Zwei Lebenswege kreuzen sich

Parallel zu seiner eigenen Geschichte schildert Gall den Werdegang der Ordensschwester Vinzentia, die nach eigenen schmerzvollen Erfahrungen den Austritt aus dem Orden wählt und - nun wieder als Marianne – bei ihm als Haushälterin arbeitet. Bald möchte er das problemlösende Gespräch mit ihr nicht mehr missen, den menschlichen Kontakt erfährt er als große Unterstützung und wohltuendes „Korrektiv“ in einem Beruf, in dem man der Bandbreite menschlichen Lebens und Leidens oft im Alleingang begegnen muss. Gall zieht aus der aufkeimenden Beziehung Konsequenzen und lässt sich 1974 laisieren. Marianne und er heiraten unter etwas bizarr wirkenden Auflagen sogar kirchlich, nach einem späten Zweitstudium arbeitet er als Lehrer am Gymnasium. Dass er als ehemaliger Priester fortan weniger liturgische Aufgaben wahrnehmen darf als jeder „normale“ Laie erscheint grotesk.

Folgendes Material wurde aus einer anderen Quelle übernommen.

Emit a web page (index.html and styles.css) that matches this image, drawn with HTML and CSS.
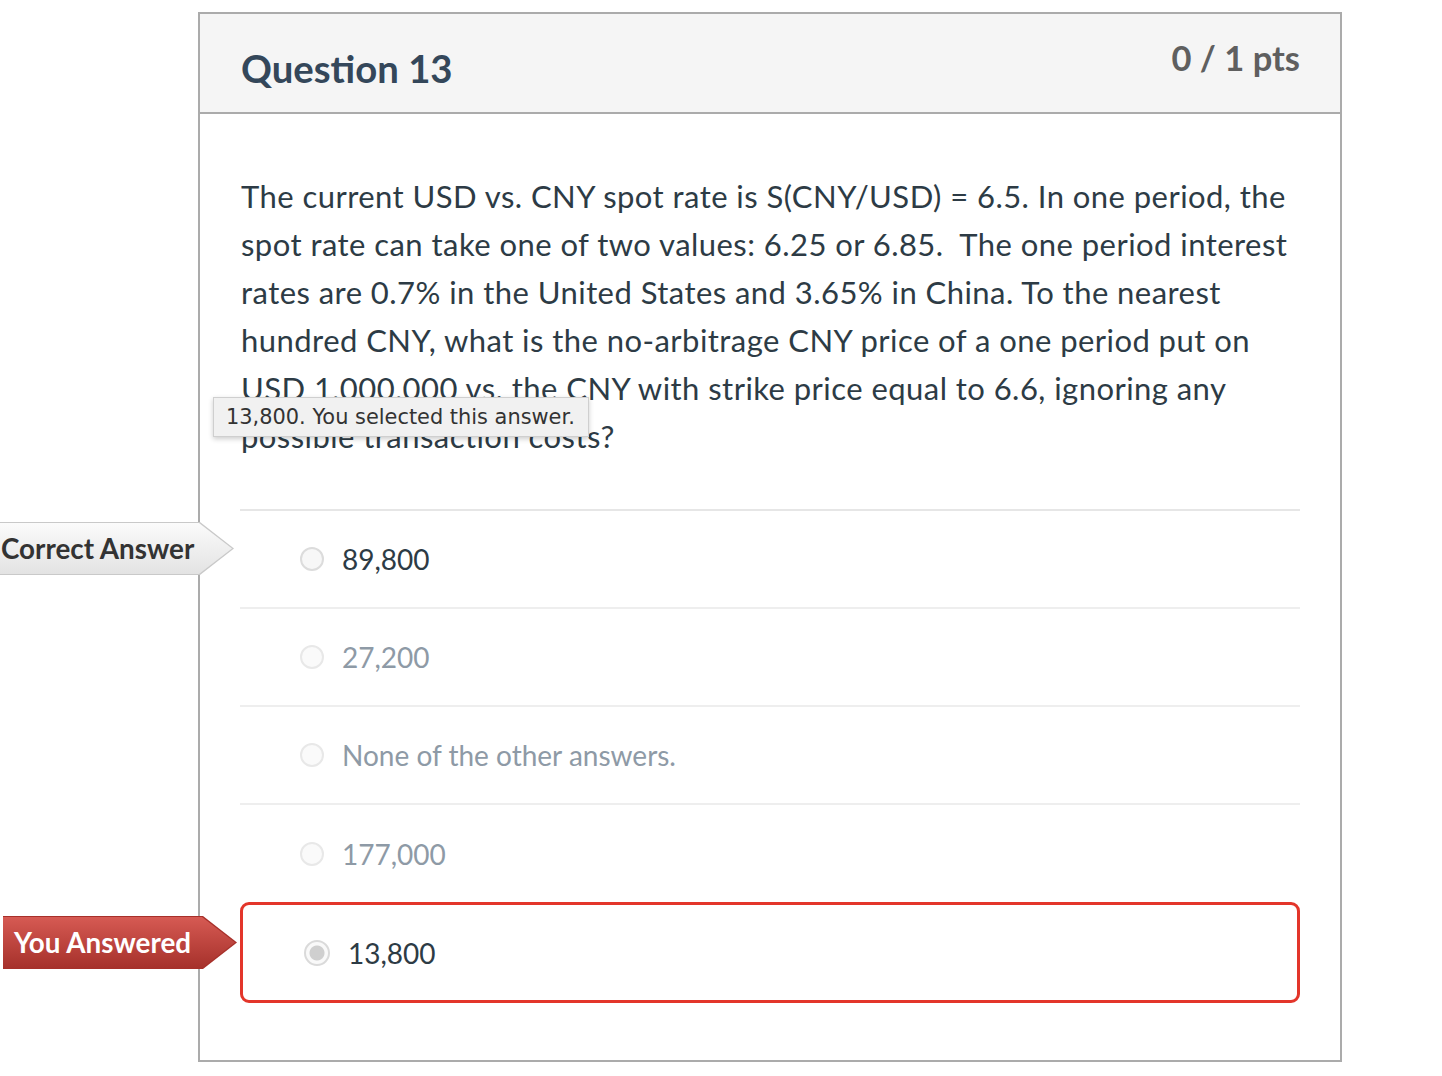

Die Reaktionen des Umfelds, wenngleich überwiegend wohlwollend, sind nicht immer takt- oder gar verständnisvoll - zum Beispiel, als ein anerkanntes Mitglied der Kirchengemeinde seiner schwangeren Frau gegenüber Bedenken kundtut, ob Marianne unter diesen „wenig Glück bringenden Umständen“ wohl ein gesundes Kind zur Welt brächte ... An solchen Stellen ahnt man, welche Zweifel die beiden geplagt haben müssen, und wünscht sich fast, der Autor wäre hier in seiner Schilderung noch intensiver auf die inneren Konflikte eingegangen - schließlich ist dies der Dreh- und Angelpunkt, der beide Leben zusammenführt und für immer verändert.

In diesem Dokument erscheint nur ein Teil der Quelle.